Communications and Correspondence (cont)

Typewriters Of course, you couldn’t always handwrite stuff. What if you were handing in the draft of a big novel or a report to your boss? You couldn’t handwrite the entire thing! What if your handwriting sucked and he couldn’t read it? Well, then you would have to type it, on grandpa’s response to the PC, the humble mechanical typewriter…

The typewriter went out of the office and the home study in the 1980s with the coming of the Personal Computer, but back in the old days, this was a key business machine, as essential in the 1930s as a laptop is today. Typewriters are fun to use, but they require a bit of skill and a certain level of finger-strength to operate. The majority of typewriters that your grandparents probably grew up using were the old-fashioned mechanical or manual typewriters. These machines were made of metal and plastic and they were incredibly clunky and heavy. Typewriters allowed you to write faster than you could with a fountain pen, they produced neat lines of text, but without a ‘delete’ button, you had to be a very good typist before you could use one effectively. When you used a typewriter, you scrolled in a sheet of paper and pushed the carriage (that’s the thing on the top that goes back and forth) all the way to the right, so that you started on the left side of the page. As you typed, each keystroke sent a small metal hammer up to strike the page. The hammer hit a cloth ribbon which was saturated with ink. When the hammer hit the typewriter ribbon and then the paper, it left a neat little mark there, corresponding with the mark on the hammer. As you typed, the carriage moved across the top of the typewriter. At the end of the line, a bell rang. This indicated that you were to finish the word you were typing and then push the carriage back to the right again. Some typewriters had ‘backspace’ keys which allowed you to go back a space to type over any incorrect words.

But what if you had to type out several copies of something? Grandpa would’ve used something called ‘carbon-paper’. Carbon-paper is a type of paper which leaves marks on anything that it’s pressed against. Grandpa had one sheet of regular paper, one sheet of carbon-paper and then another regular sheet of paper on top. He rolled all three sheets into the typewriter and set to work. As he typed, the keystrokes would hit the first page, and the impact of the hammer-strike would cause the carbon-paper to leave a mark on the second page of this little paper sandwich. When the document was done, you had one ink copy, one carbon copy and one used-up sheet of carbon-paper.

Of course, it was necessary to change typewriter ribbons,  and this could easily be done by removing the reel and fitting in a new reel. Typewriter ribbon-reels were purchased down at your local stationery store, along with all your other office supplies. Most ribbons were two-tone ribbons. Half of the ribbon was red and the other half was black. You had a switch or lever on the typewriter which moved the ribbon up or down, depending on whether you wanted to type something a different colour.

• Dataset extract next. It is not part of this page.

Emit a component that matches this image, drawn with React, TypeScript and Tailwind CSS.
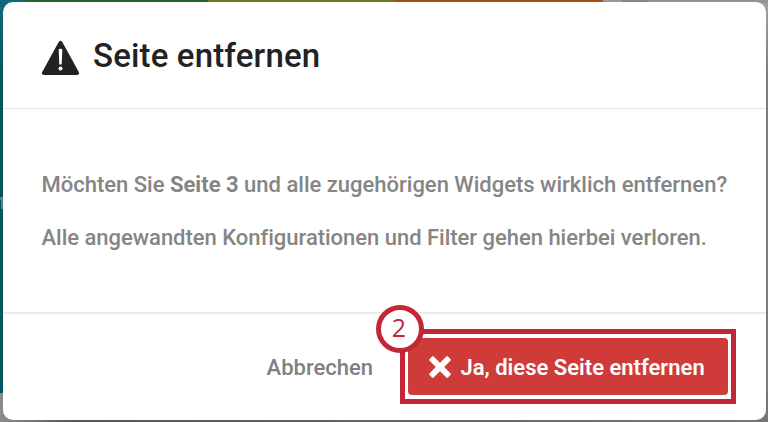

Typewriters generally came in two different sizes, gigantic clunking ‘desktop’ models which were almost as big as the PCs that replaced them……or the smaller ‘portable’ typewriters, which could fit snugly into a specially-made carrying case, a bit like a briefcase:

Most people used the smaller, portable typewriters purely because they were convenient and saved space, but for places where typewriters were permanent fixtures, like secretary’s offices or large business-firms, the larger desktop models were used.

A lot of terminology from the mechanical typewriter has continued to be used in the computer age. Just open up a new email blank in your Hotmail account, or have a look at your keyboard right in front of you. Maybe you see a key that says ‘Return’ or ‘Enter’? Or ‘Shift’? Or ‘Backspace’?

‘Return’ was the CARRIAGE RETURN key on the electronic typewriter which came in the 1960s and 70s. Pressing it returned the carriage to the starting point. ‘Enter’ entered a new blank line on the page so that you could continue typing.

We all know what ‘Shift’ does. That gives us nice, big capital letters. On a typewriter, the ‘Shift’ key literally SHIFTED an entire set of typebars! Moving the lowercase letters out of the way and bringing in their uppercase relations. The ‘Backspace’ key moved the carriage back one letter-space for you to type over any mistakes.

Fountain Pens.  When your grandfather or great-grandfather, or maybe your parents were younger, the ballpoint pen didn’t exist. Or if it did, it was looked upon with suspicion and displeasure, since early ballpoint pens leaked their filthy, disgusting paste ink all over the place. From the 1880s until the 1950s, the fountain pen ruled supreme. There are many people who still think that it should. Fountain pens are very long-lasting, they’re stylish, they’re cool, they write wonderfully and they’re smooth and effortless, gliding across the page allowing you to concentrate on what you want to write, rather than whether or not your pen is getting the ink onto the page!